Kirkus Reviews QR Code
VENGEANCE by Stuart M. Kaminsky

VENGEANCE

by Stuart M. Kaminsky

Pub Date: Sept. 13th, 1999
ISBN: 0-312-86927-4
Publisher: Forge

Not content with creating Toby Peters, Insp. Porfiry Rostnikov, and Abe Lieberman, Kaminsky launches a new series about Lew Fonseca, a process server who drifted to Sarasota after a car killed his wife in Chicago. Though he’s not a licensed private eye, Lew, who lives and works out of an office right behind a Dairy Queen, agrees to find people sometimes because anybody can ask questions. His first recorded case is a tale of two runaways.
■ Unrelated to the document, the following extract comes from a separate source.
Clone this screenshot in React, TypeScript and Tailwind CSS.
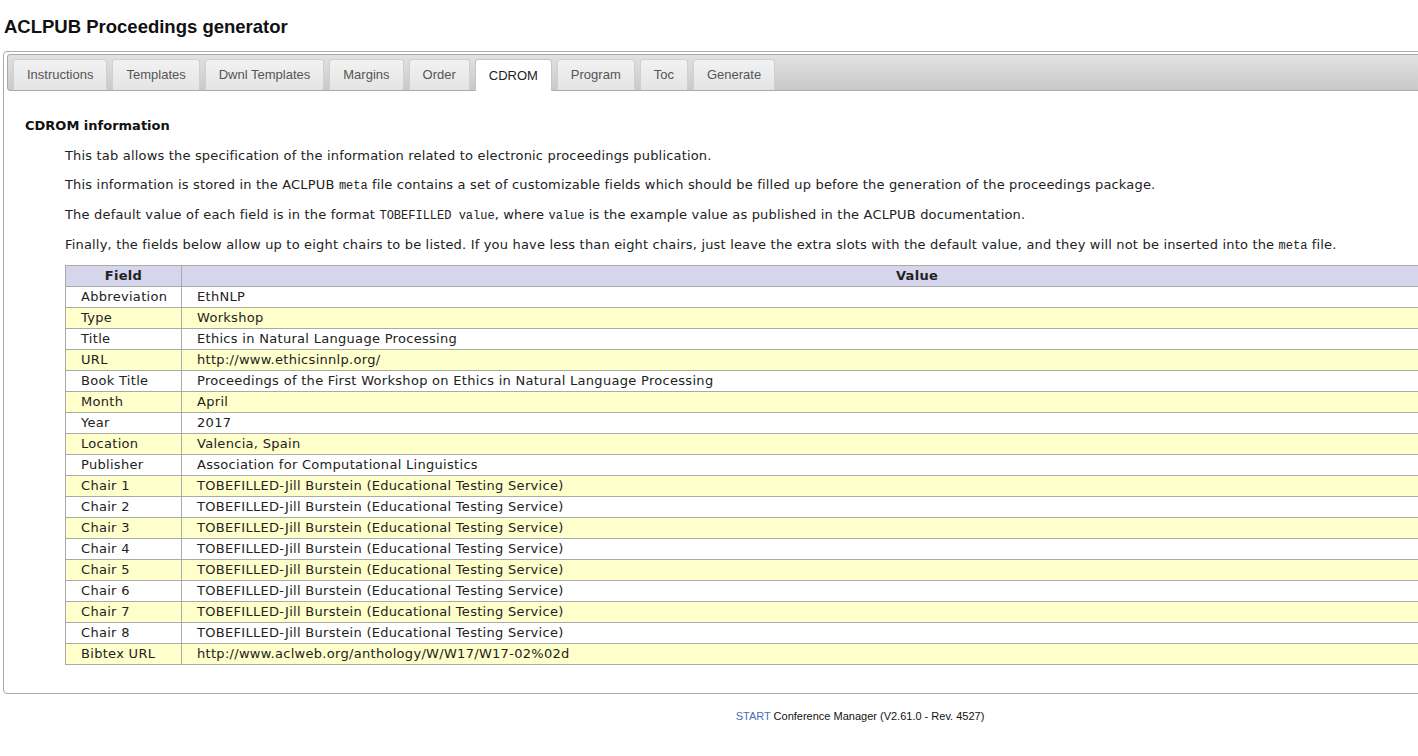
import React from "react";

const tabs = ["Instructions", "Templates", "Dwnl Templates", "Margins", "Order", "CDROM", "Program", "Toc", "Generate"];

const chair = "TOBEFILLED-Jill Burstein (Educational Testing Service)";

const rows: [string, string][] = [
  ["Abbreviation", "EthNLP"],
  ["Type", "Workshop"],
  ["Title", "Ethics in Natural Language Processing"],
  ["URL", "http://www.ethicsinnlp.org/"],
  ["Book Title", "Proceedings of the First Workshop on Ethics in Natural Language Processing"],
  ["Month", "April"],
  ["Year", "2017"],
  ["Location", "Valencia, Spain"],
  ["Publisher", "Association for Computational Linguistics"],
  ["Chair 1", chair],
  ["Chair 2", chair],
  ["Chair 3", chair],
  ["Chair 4", chair],
  ["Chair 5", chair],
  ["Chair 6", chair],
  ["Chair 7", chair],
  ["Chair 8", chair],
  ["Bibtex URL", "http://www.aclweb.org/anthology/W/W17/W17-02%02d"],
];

const Code = ({ children }: { children: React.ReactNode }) => (
  <code className="font-['Liberation_Mono',monospace] text-[12px] tracking-normal">{children}</code>
);

export default function App() {
  return (
    <div className="w-full h-[756px] overflow-hidden bg-white">
      <div className="w-[1720px] font-['Liberation_Sans',Arial,sans-serif] text-[#222]">
        <h1 className="pl-[4px] pt-[15px] h-[51px] text-[18.5px] font-bold leading-[24px] text-[#111]">
          ACLPUB Proceedings generator
        </h1>
        <div className="mx-[3px] border border-[#aaa] rounded-[4px] pb-[28px]">
          <div className="mx-[3px] mt-[2px] h-[37px] flex items-end gap-[5px] pl-[5px] border border-[#aaa] rounded-[3px] bg-gradient-to-b from-[#e2e2e2] to-[#c9c9c9]">
            {tabs.map((t) => {
              const active = t === "CDROM";
              return (
                <div
                  key={t}
                  className={
                    active
                      ? "h-[32px] -mb-px px-[13px] flex items-center text-[13px] text-[#222] bg-white border border-b-0 border-[#c5c5c5] rounded-t-[3px]"
                      : "h-[31px] px-[13px] flex items-center text-[13px] text-[#555] bg-gradient-to-b from-[#f2f2f2] to-[#e4e4e4] border border-b-0 border-[#d0d0d0] rounded-t-[3px]"
                  }
                >
                  {t}
                </div>
              );
            })}
          </div>
          <div className="font-['DejaVu_Sans',Verdana,sans-serif] text-[13px] text-[#222]">
            <h3 className="pl-[21px] pt-[26px] font-bold text-[13px] leading-[18px] text-[#111]">CDROM information</h3>
            <div className="pl-[61px] pt-[12px] flex flex-col gap-[11px] leading-[18px] tracking-[0.18px]">
              <p>This tab allows the specification of the information related to electronic proceedings publication.</p>
              <p>
                This information is stored in the ACLPUB <Code>meta</Code> file contains a set of customizable fields which should be filled up before the generation of the proceedings package.
              </p>
              <p>
                The default value of each field is in the format <Code>TOBEFILLED value</Code>, where <Code>value</Code> is the example value as published in the ACLPUB documentation.
              </p>
              <p>
                Finally, the fields below allow up to eight chairs to be listed. If you have less than eight chairs, just leave the extra slots with the default value, and they will not be inserted into the <Code>meta</Code> file.
              </p>
            </div>
            <table className="ml-[61px] mt-[10px] w-[1588px] border-collapse text-[13px] tracking-[0.3px]">
              <thead>
                <tr className="bg-[#d5d5ec] h-[21px]">
                  <th className="w-[116px] border border-[#aaa] font-bold text-center leading-[18px]">Field</th>
                  <th className="border border-[#aaa] font-bold text-center leading-[18px]">Value</th>
                </tr>
              </thead>
              <tbody>
                {rows.map(([f, v], i) => (
                  <tr key={f} className={i % 2 === 1 ? "bg-[#ffffcc] h-[21px]" : "bg-white h-[21px]"}>
                    <td className="border border-[#aaa] pl-[15px] leading-[18px]">{f}</td>
                    <td className="border border-[#aaa] pl-[15px] leading-[18px]">{v}</td>
                  </tr>
                ))}
              </tbody>
            </table>
          </div>
        </div>
        <div className="pt-[14px] text-center text-[11px] text-[#111]">
          <span className="text-[#4a6fb5]">START</span> Conference Manager (V2.61.0 - Rev. 4527)
        </div>
      </div>
    </div>
  );
}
Real-estate mogul Carl Sebastian is willing to pay anything to get his beautiful young wife Melanie back; Beryl Tree, who’s followed her daughter Adele, 14, from Kansas to Florida, offers Lew fifty dollars, though she might go as high as a hundred. In between burgers and Blizzards, Lew pieces together Adele’s story, and it’s not pretty: an abusive father, a lowlife pimp, a quick sale of the fresh young thing to major sleazeball John Pirannes. In danger from both her father and the man he’s sold her to, Adele is obviously in deep trouble. But it’s hard to concentrate on finding her when Sebastian is constantly breathing down Lew’s neck, even though everything about Melanie’s disappearance—the trail she’s left, the stories her friends tell Lew, a meeting in which she begs him not to find her for another three days’spells setup. Though both cases seem predictable, Kaminsky pulls off a climactic surprise for each one. The biggest news, though, is his depressed little Lancelot in Levi’s, who’s worth at least a dozen more installments.